Second, the caricatured version of Detroit carried on magazine covers, in national newspapers and foreign TV broadcasts is less the creation of mean-spirited outsiders (or hometown reporters) and more a passingly accurate reflection of our world here in all its ugliness, brokenness, even desperation.

The unemployment rate in Detroit really is pushing 30 percent, almost twice the state average. Job fairs and hiring offers routinely are swamped, underscoring how many are looking with the prospect of more to come when jobless benefits and buyout checks stop coming. Even if a fair chunk of the Cobo crowd actually didn't belong there, that so many showed up in American's poorest major city underscores how poor it really is.

So why keep doing the same things and expecting a different result? In Detroit, the need to feed local government with dwindling tax dollars finally delivered the worst of all unintended consequences: business, pressured by recession, has less incentive to invest in a high-cost, contentious city, and government cannot sustain itself because its mismanagement and political rot hastened the exodus of businesses and residents.

Talk about a vicious cycle.

In Michigan as a whole -- save, particularly, the progressive financial management of Oakland County -- the story's not much different. Same philosophical squabbles, same results, same blame game, and the same ol' cynicism. The only difference is that the damage being done to the fabric of the state, compared to Detroit, may be more easily repaired than in the city.

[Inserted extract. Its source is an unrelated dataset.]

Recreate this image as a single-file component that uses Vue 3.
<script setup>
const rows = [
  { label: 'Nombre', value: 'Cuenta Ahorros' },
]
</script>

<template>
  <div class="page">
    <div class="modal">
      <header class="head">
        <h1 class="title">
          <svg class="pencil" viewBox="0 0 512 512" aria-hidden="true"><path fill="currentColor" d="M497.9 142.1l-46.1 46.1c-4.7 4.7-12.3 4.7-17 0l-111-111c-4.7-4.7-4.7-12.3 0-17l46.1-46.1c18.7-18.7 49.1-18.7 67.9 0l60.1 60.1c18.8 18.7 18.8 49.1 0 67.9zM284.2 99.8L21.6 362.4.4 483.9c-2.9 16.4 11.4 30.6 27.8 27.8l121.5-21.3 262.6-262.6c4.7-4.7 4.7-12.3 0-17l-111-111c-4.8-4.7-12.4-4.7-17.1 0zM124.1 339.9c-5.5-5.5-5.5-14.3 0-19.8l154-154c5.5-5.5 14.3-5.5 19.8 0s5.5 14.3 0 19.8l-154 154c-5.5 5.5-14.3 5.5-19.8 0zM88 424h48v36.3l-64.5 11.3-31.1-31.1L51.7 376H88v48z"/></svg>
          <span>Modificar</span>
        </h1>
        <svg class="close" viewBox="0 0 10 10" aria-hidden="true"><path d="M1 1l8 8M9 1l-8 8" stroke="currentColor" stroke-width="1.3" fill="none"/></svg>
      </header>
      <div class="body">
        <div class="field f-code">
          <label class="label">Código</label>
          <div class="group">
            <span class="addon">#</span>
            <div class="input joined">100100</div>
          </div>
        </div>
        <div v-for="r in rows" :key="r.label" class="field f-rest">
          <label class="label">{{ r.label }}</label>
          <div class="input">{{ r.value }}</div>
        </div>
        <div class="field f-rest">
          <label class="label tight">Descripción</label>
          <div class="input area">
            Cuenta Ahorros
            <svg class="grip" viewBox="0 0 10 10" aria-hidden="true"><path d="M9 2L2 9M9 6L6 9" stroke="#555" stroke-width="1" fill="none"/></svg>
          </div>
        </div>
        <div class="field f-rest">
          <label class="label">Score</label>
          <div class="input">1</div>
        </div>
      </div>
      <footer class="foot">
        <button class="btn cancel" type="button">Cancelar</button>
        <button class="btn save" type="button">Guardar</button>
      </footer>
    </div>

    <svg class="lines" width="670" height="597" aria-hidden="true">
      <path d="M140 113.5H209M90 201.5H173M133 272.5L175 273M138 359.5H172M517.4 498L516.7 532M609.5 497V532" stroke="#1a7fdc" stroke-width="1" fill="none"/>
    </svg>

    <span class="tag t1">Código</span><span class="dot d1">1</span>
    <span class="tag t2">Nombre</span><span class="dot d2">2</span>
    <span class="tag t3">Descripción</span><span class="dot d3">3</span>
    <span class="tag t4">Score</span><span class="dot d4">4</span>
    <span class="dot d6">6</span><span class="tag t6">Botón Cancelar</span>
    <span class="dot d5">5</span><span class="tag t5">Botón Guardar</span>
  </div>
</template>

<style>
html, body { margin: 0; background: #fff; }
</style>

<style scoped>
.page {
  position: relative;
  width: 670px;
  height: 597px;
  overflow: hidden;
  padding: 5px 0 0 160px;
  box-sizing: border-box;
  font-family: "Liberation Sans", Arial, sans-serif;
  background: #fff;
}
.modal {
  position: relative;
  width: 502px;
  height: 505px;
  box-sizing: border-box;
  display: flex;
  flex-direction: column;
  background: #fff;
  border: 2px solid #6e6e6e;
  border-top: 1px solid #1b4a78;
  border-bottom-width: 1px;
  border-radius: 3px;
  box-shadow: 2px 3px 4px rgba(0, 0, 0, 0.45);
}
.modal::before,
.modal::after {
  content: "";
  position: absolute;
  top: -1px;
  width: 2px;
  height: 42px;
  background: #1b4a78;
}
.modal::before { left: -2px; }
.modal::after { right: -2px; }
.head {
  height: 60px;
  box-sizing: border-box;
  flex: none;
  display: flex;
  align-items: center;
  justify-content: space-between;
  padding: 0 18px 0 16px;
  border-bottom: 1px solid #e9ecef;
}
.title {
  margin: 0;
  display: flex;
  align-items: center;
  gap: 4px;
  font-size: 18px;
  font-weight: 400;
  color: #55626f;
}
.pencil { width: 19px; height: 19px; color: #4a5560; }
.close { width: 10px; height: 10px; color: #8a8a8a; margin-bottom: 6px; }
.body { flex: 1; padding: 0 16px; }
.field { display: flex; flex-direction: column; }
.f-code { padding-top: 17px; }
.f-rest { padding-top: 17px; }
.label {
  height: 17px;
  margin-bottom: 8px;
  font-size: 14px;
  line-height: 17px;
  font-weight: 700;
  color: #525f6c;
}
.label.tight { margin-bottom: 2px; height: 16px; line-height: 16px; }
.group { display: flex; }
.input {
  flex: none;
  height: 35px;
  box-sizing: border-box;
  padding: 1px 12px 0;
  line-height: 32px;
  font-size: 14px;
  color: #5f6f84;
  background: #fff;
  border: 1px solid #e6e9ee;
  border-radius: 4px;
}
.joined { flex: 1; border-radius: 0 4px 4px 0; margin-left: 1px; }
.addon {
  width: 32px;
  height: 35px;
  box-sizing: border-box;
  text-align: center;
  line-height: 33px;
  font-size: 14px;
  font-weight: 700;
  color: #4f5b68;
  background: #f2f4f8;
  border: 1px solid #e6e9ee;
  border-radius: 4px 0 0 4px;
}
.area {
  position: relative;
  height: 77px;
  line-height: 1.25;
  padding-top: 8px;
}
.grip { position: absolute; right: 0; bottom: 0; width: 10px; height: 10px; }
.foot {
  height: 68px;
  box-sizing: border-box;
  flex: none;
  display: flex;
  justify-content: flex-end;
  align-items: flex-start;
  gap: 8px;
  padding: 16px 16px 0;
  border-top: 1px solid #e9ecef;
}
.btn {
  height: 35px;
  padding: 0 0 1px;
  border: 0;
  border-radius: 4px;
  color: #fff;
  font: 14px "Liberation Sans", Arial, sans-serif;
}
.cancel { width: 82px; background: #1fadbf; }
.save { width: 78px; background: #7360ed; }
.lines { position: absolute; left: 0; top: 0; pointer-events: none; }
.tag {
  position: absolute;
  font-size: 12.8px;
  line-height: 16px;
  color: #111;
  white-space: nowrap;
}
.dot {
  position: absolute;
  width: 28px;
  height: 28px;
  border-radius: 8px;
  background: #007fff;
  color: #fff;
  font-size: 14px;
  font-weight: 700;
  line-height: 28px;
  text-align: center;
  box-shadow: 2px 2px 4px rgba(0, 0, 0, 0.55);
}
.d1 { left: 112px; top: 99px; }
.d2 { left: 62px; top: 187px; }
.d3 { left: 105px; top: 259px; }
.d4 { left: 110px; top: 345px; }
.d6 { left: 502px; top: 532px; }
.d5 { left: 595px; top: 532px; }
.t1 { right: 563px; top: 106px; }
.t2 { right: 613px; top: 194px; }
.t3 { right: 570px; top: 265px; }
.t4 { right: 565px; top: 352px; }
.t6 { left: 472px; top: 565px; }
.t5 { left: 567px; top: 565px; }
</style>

It's easy to dismiss the madding crowds this week at Cobo as yet another urban manifestation of the failed postwar industrial welfare state, the take apparently preferred by talk radio. Partly, but oversimplified. It's also equal parts culture and recession, exacerbated by an assumption that lifetime work with a few companies and local governments would always be there.

Today's Detroit is what happens to a city whose government turns into itself and away from those businesses that create jobs even as business -- and its unions -- cling to an operating model long after it's grown obsolete. Just about everybody loses.